The Civil Rights Division launched its investigation in 2018, following years of reports and news investigations of sexual abuse and wretched conditions at Lowell. The Miami Herald launched an investigative series in 2015 that found numerous accusations of assaults, retaliation, filthy conditions, inadequate healthcare, and suspicious deaths at the prison, as well as "an inadequate number of cameras," which allows guards to hide brutality.

In 2019, a Lowell inmate, Cheryl Weimar, was paralyzed from the neck down after a brutal attack by guards, allegedly for refusing to clean a toilet. She was allegedly dragged out of sight of cameras.

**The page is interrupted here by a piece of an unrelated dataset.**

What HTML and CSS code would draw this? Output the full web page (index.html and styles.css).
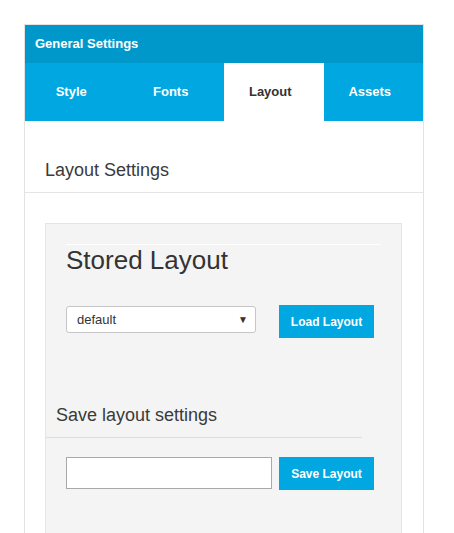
FILE: index.html
```html
<!DOCTYPE html>
<html>
<head>
<meta charset="utf-8">
<link rel="stylesheet" href="styles.css">
</head>
<body>
<div class="card">
  <div class="card-header">General Settings</div>
  <div class="tabs">
    <div class="tab">Style</div>
    <div class="tab">Fonts</div>
    <div class="tab active">Layout</div>
    <div class="tab">Assets</div>
  </div>
  <div class="section-title">Layout Settings</div>
  <div class="section-body">
    <div class="well">
      <div class="stored">
        <h2 class="stored-title">Stored Layout</h2>
        <div class="row load-row">
          <div class="select">
            <span>default</span>
            <span class="arrow">▼</span>
          </div>
          <button class="btn load">Load Layout</button>
        </div>
      </div>
      <div class="save-title">Save layout settings</div>
      <div class="row save-row">
        <div class="input"></div>
        <button class="btn save">Save Layout</button>
      </div>
    </div>
  </div>
</div>
</body>
</html>
```
FILE: styles.css
```css
html, body {
  margin: 0;
  padding: 0;
  background: #fff;
  font-family: "Liberation Sans", Arial, sans-serif;
  color: #333;
}
body {
  padding: 24px 0 0 24px;
}
.card {
  width: 398px;
  border: 1px solid #e3e3e3;
  border-bottom: none;
  height: 520px;
  overflow: hidden;
}
.card-header {
  height: 38px;
  background: #0098cb;
  color: #fff;
  font-weight: bold;
  font-size: 13px;
  line-height: 38px;
  padding-left: 10px;
}
.tabs {
  display: flex;
  height: 58px;
  background: #00a7e1;
}
.tab {
  flex: 1;
  color: #fff;
  font-weight: bold;
  font-size: 13px;
  line-height: 58px;
  text-align: center;
  padding-right: 7px;
}
.tab.active {
  background: #fff;
  color: #333;
}
.section-title {
  height: 72px;
  box-sizing: border-box;
  padding: 39px 0 0 20px;
  font-size: 18px;
  color: #3a3a3a;
  border-bottom: 1px solid #e5e5e5;
}
.section-body {
  padding: 30px 21px 0 20px;
}
.well {
  background: #f4f4f4;
  border: 1px solid #e5e5e5;
  height: 320px;
}
.stored {
  margin: 20px 20px 0 20px;
  border-top: 1px solid #fff;
}
.stored-title {
  margin: 0;
  font-weight: normal;
  font-size: 26px;
  color: #333;
  line-height: 30px;
  padding-top: 0;
  height: 31px;
}
.row {
  display: flex;
  align-items: flex-start;
}
.load-row {
  margin-top: 29px;
}
.select {
  height: 25px;
  background: #fff;
  border: 1px solid #c6c6c6;
  border-radius: 3px;
  display: flex;
  align-items: center;
  justify-content: space-between;
  padding: 0 7px 0 10px;
  box-sizing: content-box;
  width: 171px;
  font-size: 13px;
  color: #333;
  margin-top: 1px;
}
.arrow {
  font-size: 10px;
  color: #333;
}
.btn {
  border: none;
  background: #00a7e1;
  color: #fff;
  font-family: "Liberation Sans", Arial, sans-serif;
  font-weight: bold;
  font-size: 12px;
  width: 95px;
  height: 33px;
  padding: 0;
}
.load {
  margin-left: 23px;
}
.save-title {
  margin-top: 67px;
  padding-left: 10px;
  font-size: 18px;
  color: #3a3a3a;
  width: 306px;
  height: 32px;
  border-bottom: 1px solid #dddddd;
}
.save-row {
  margin: 19px 0 0 20px;
}
.input {
  width: 204px;
  height: 30px;
  background: #fff;
  border: 1px solid #a9a9a9;
}
.save {
  margin-left: 7px;
}
```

Internal FDOC incident reports showed that Keith Turner, one of the guards allegedly involved in the beating, had a long history of complaints against him alleging excessive force, verbal and physical abuse, and trading contraband cigarettes for oral sex. Turner was later arrested on charges of molesting two minors and fired from the FDOC. The other correctional officer named in the lawsuit was reassigned and remains employed at the department.

Florida eventually settled Weimar's lawsuit for $4.6 million.

The DOJ report essentially serves as a notice to the FDOC. If it does not take steps to remedy the violations that the Justice Department has identified, the Justice Department may launch a civil rights lawsuit against the state.

It's not an idle threat. The Civil Rights Division sued Alabama this month over its prison system after issuing two reports detailing constitutional failures to protect inmates from violence and sexual assaults.

For prison advocates and families of incarcerated women at Lowell, the report has been overdue for years.

"The families of women incarcerated at Lowell have literally been begging for years for someone—anyone—to listen to their allegations of rampant sexual abuse," says Greg Newburn, Florida director of policy for the criminal justice advocacy group FAMM. "The conditions there are beyond horrifying, and yet for years their cries for help were ignored."

Newborn says the report only underscores the need for independent oversight of prisons.

"Anyone who bothered paying attention knew this was happening, and nobody did anything about it," he says. "How many women have to be sexually assaulted in prison before our leaders act?"

The FDOC did not immediately return a request for comment.